The first of what will be two or three blog posts on my own history of blogging, keeping a journal, and keeping my digital life organized: Workflow/Work Life/Life Work - 1.

smokey
smokey

@richnewman The Internet Archive/Wayback Machine didn’t capture any of the old posts? :-(

richnewman
richnewman

@smokey I always forget about that, so thanks! I just checked and, yes, the posts are there and it turns out there’s an inaccuracy in the post on my blog. I started blogging in 2004, before I started I discovered Alas. So this year is actually my 15th blogging anniversary.
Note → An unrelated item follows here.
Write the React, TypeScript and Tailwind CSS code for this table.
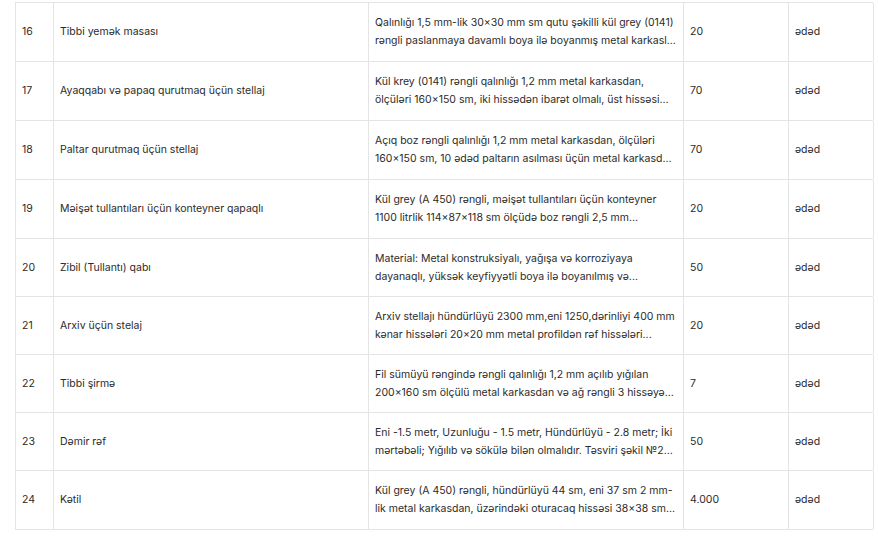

Again, thanks for reminding me about the wayback machine. As I was browsing, there are definitely posts I want to save.

smokey
smokey

@richnewman Hooray for the Wayback Machine! (That’s the historian part of my brain kicking in, remembering to check Wayback :-) ) Glad you’ll be able to recover key posts.

smokey
smokey

@richnewman Also, in thinking about this post in the context of the recent query elsewhere about writing poetry, I see a number of similarities—in the broadest terms—with my journey with writing poetry (and ceasing to journal, although I haven’t stopped to really investigate why that happened for me), which was both a happy discovery and a helpful way to frame my experience.

richnewman
richnewman

@smokey Yeah, I'm excited to go back and see which posts I can recover and which ones I think are worth putting back up on my blog.

richnewman
richnewman

@smokey That's interesting. One of the things I thought about while writing that work-flow-life post was an assignment that used to be pretty common, I think, among a certain group of college composition teachers, which was to write an autobiographical portrait of yourself as a writer. I never gave the assignment (though now that I'm remembering it, I might), nor was I ever given the assignment--it became fashionable after I graduated--but I do remember people talking about how so many of the stories were similar. I don't remember much more than that, but it's interesting to think about writing as a cultural activity into which people are initiated, that there are rites of passage, ebbs and flows of activities, etc. that follow certains kinds of cultural norms/narratives. I'm not trying to shoehorn your experience--of writing of reading my post--into this kind analysis. It's just what this comment of yours made me think.

smokey
smokey

@richnewman

it's interesting to think about writing as a cultural activity into which people are initiated, that there are rites of passage, ebbs and flows of activities, etc. that follow certains kinds of cultural norms/narratives.

Indeed. Certainly the broad similarities of the educational system in this country would play a part (for a certain group of people, at least) in the similarities of the stories, which makes me all the more intrigued about what circumstances or events lead to differences that present in the autobiographies—and probably other questions as well, which are not coming to me at the moment.